What are Venous Insufficiency Wounds?
Venous insufficiency occurs when valves in leg veins fail and aren’t effectively returning blood back towards the heart. Because the valves are damaged, blood flows in both directions, causing blood to collect within your leg veins. If not addressed, venous insufficiency creates pressure on the surrounding tissue and skin, leading to pain and swelling. Skin can turn a brown color called brauny edema making it look like you’re wearing a brown sock. If left untreated for a prolonged period of time the back pressure on your veins will prevent the inflow of newly oxygenated blood to the tissue, allowing tissue at the most vulnerable areas to die off. The result is a visible open sore called venous stasis ulcer, and can become infected if not treated.

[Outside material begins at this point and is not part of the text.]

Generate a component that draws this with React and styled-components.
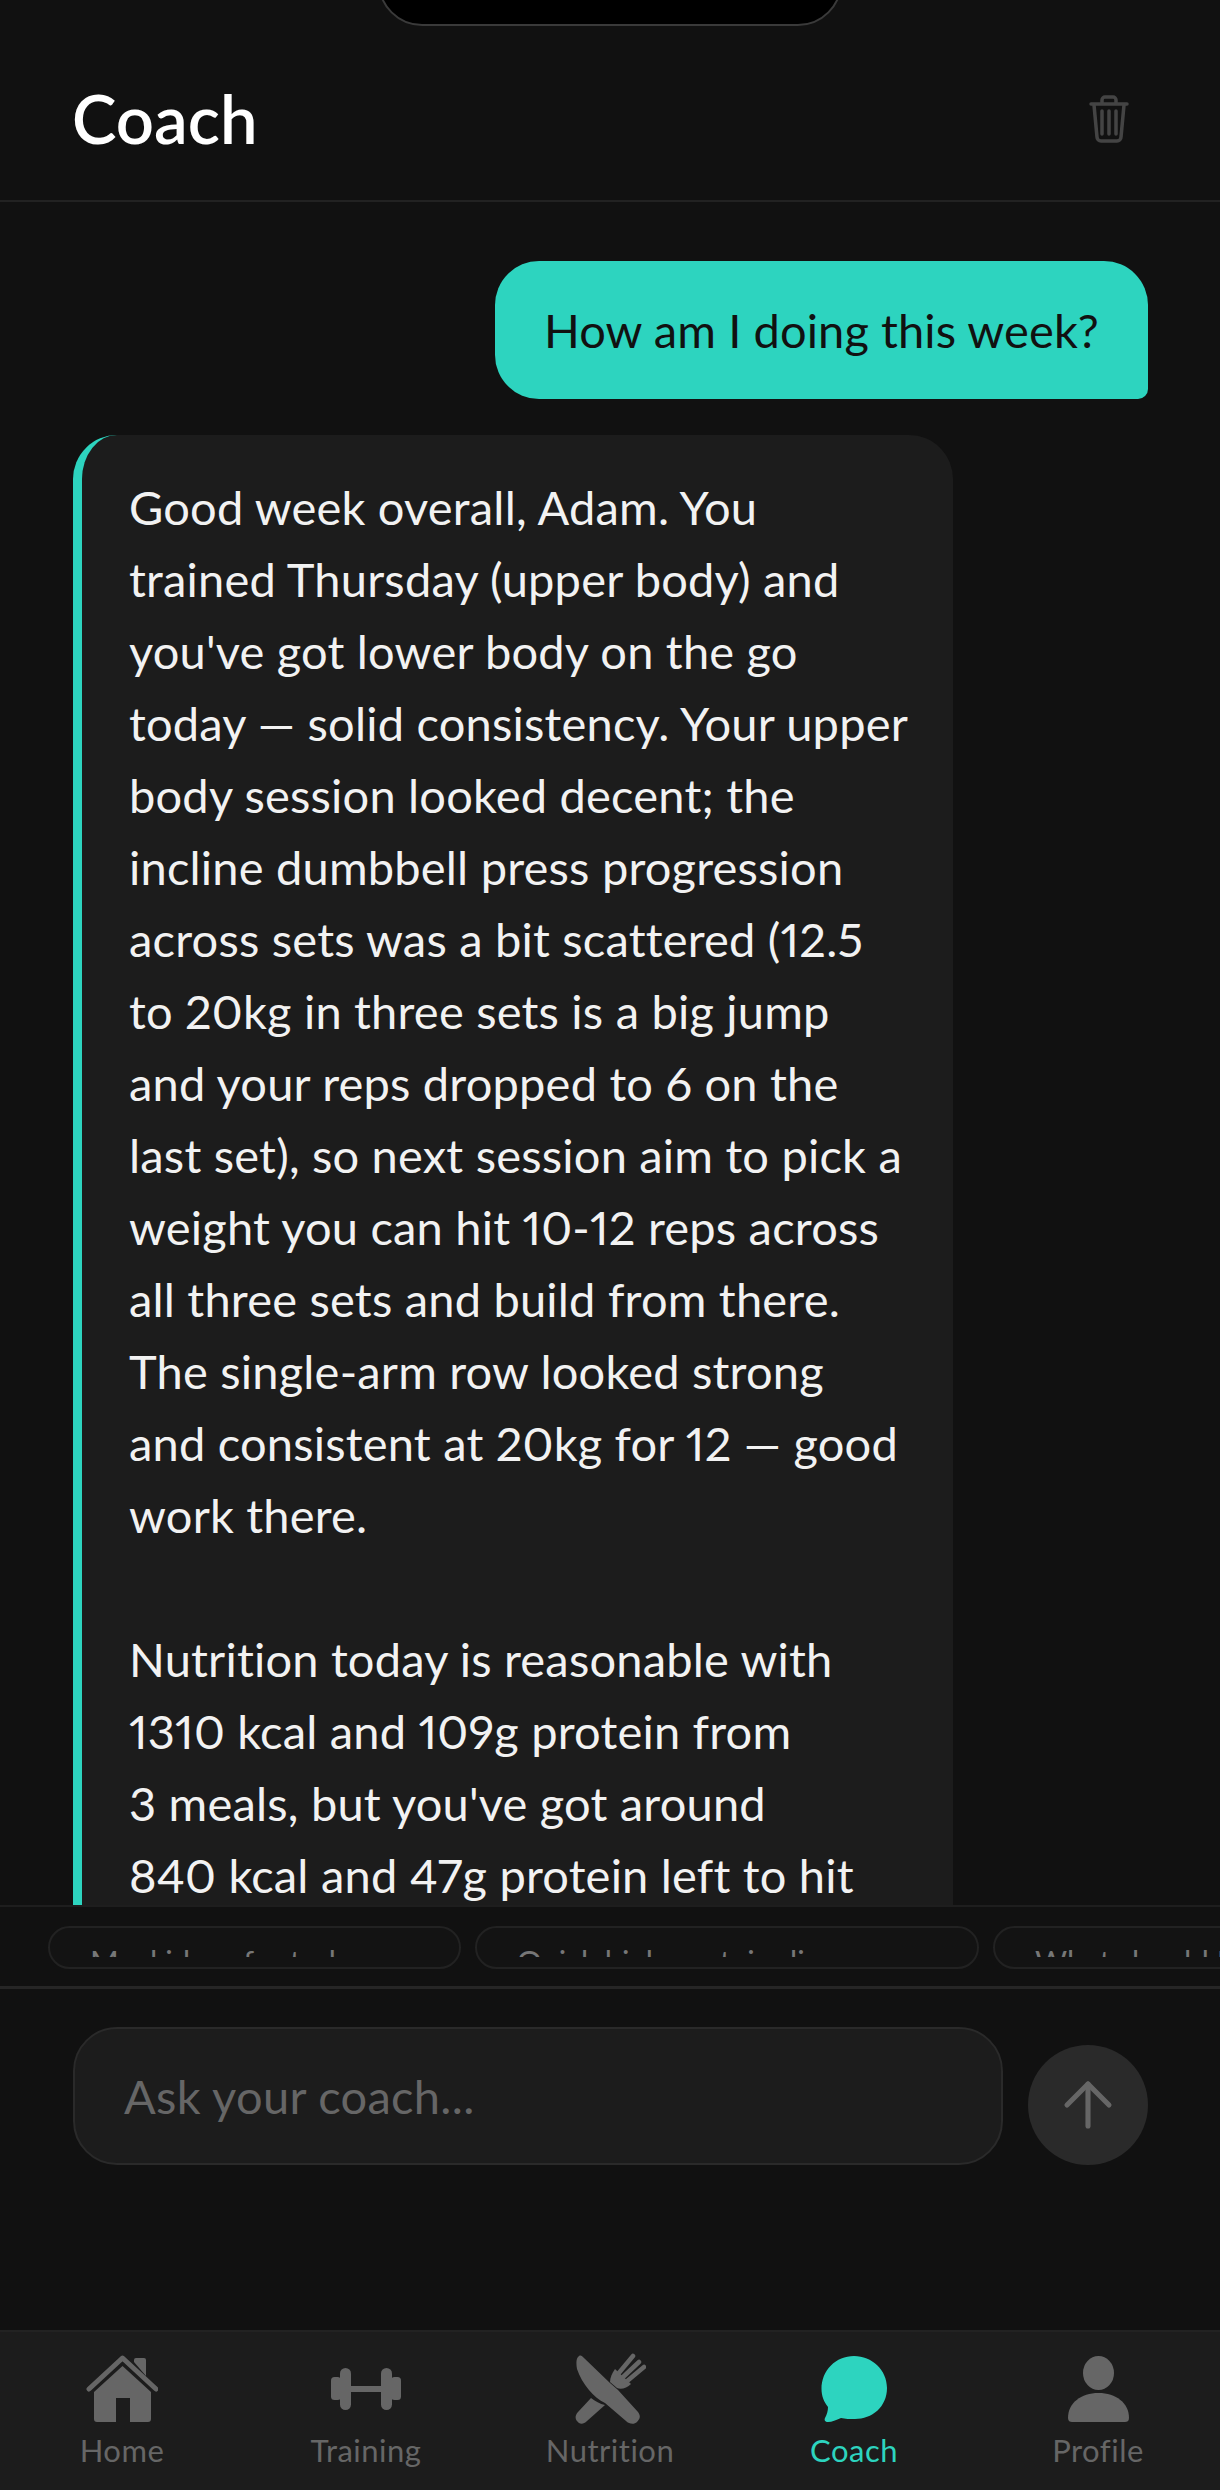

Symptoms of Venous Insufficiency Wounds
Early signs of venous stasis include itching, discoloration, and tingling, along with your skin looking dry and thin. If not treated your skin may harden and turn a dark red, purple and brown color. You may also experience swelling, cramping and heaviness in your legs, especially when standing. As your skin breaks down an open wound or ulcer forms and fluid may seep out.
Causes and risk factors of Venous Insufficiency Wounds
Leading causes of venous insufficiency include Phlebitis, a history of Deep Vein Thrombosis (deep vein blood clot), smoking, cancer, and high blood pressure (in the leg veins). It’s also more commonly seen in females, older adults, pregnant, over weight, tall, family history of this condition, inactivity, muscle weakness, and standing or sitting for prolonged periods of time.